Related: I recently learned of the the Archives of American Art's blog.

Friday, January 22, 2010

Good links. . .

. . . to fun stuff:
CSAs for artists, the Art Handling Olympics, and Mona Lisa in your coffee. (via Modern Art Notes, AFC, and c-monster)

Monday, January 18, 2010

Art as memorial



Work on the Martin Luther King, Jr., Memorial on the National Mall recently began at the Tidal Basin. And appropriately enough, the Times and the Atlanta Journal-Constitution both reported the story this weekend. The project is slated for completion in about 18 months.

So this may be a good moment to consider memorial art. Why do we--meaning humanity as a whole--so often make public art to commemorate a person or an event? What's the earliest example--the Paleolithic wounded bison in the Altamira cave?
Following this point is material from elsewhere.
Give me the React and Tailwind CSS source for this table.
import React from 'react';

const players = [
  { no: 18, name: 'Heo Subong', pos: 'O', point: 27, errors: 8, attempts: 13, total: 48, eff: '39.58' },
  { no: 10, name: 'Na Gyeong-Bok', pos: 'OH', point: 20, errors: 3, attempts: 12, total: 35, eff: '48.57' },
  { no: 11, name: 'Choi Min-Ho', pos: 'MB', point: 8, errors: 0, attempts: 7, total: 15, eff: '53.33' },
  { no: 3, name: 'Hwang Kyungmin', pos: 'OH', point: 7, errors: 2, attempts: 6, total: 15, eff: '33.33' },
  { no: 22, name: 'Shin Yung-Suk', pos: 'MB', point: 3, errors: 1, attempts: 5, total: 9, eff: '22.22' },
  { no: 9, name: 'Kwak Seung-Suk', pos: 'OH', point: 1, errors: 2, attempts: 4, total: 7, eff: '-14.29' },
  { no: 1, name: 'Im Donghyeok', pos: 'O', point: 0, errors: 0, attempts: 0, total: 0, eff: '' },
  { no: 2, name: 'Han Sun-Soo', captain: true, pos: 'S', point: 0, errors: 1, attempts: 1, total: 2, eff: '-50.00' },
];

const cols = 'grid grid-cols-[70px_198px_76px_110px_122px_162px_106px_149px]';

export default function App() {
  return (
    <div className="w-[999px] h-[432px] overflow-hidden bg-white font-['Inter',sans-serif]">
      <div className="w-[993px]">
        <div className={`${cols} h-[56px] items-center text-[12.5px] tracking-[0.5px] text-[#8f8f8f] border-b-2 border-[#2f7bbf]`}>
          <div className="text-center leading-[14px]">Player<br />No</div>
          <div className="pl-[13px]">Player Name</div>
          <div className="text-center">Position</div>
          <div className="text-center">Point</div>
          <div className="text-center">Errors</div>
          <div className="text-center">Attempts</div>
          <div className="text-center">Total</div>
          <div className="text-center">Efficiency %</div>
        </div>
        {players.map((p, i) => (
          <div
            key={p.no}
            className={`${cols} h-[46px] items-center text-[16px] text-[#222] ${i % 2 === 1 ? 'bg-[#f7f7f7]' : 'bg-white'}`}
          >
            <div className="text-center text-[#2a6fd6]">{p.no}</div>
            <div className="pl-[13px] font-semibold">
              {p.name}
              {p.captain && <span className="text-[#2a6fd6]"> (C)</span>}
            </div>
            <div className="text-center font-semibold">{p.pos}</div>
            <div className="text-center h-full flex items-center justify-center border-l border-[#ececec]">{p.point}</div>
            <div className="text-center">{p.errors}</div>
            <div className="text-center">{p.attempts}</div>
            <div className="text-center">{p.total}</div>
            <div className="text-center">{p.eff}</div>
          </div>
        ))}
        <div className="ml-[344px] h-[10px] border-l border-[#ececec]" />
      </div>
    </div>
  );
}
Roman equestrian monuments? The Bayeux Tapestry? (a fun aside: Make your own Bayeux Tapestry here!)

As social creatures, making art is one way we tell stories and preserve history for each other and for ourselves. We go to the National Mall to see Jefferson in his Pantheon and Washington's obelisk. In 2011, we'll also go to see Dr. King. (image source)

Tuesday, January 12, 2010

Do Klingons like art?

In case you need a reason to appreciate social media and digital photography: without them, we never would have seen this. (And SAAM is particularly good at harnessing these technologies in the service of the museum.)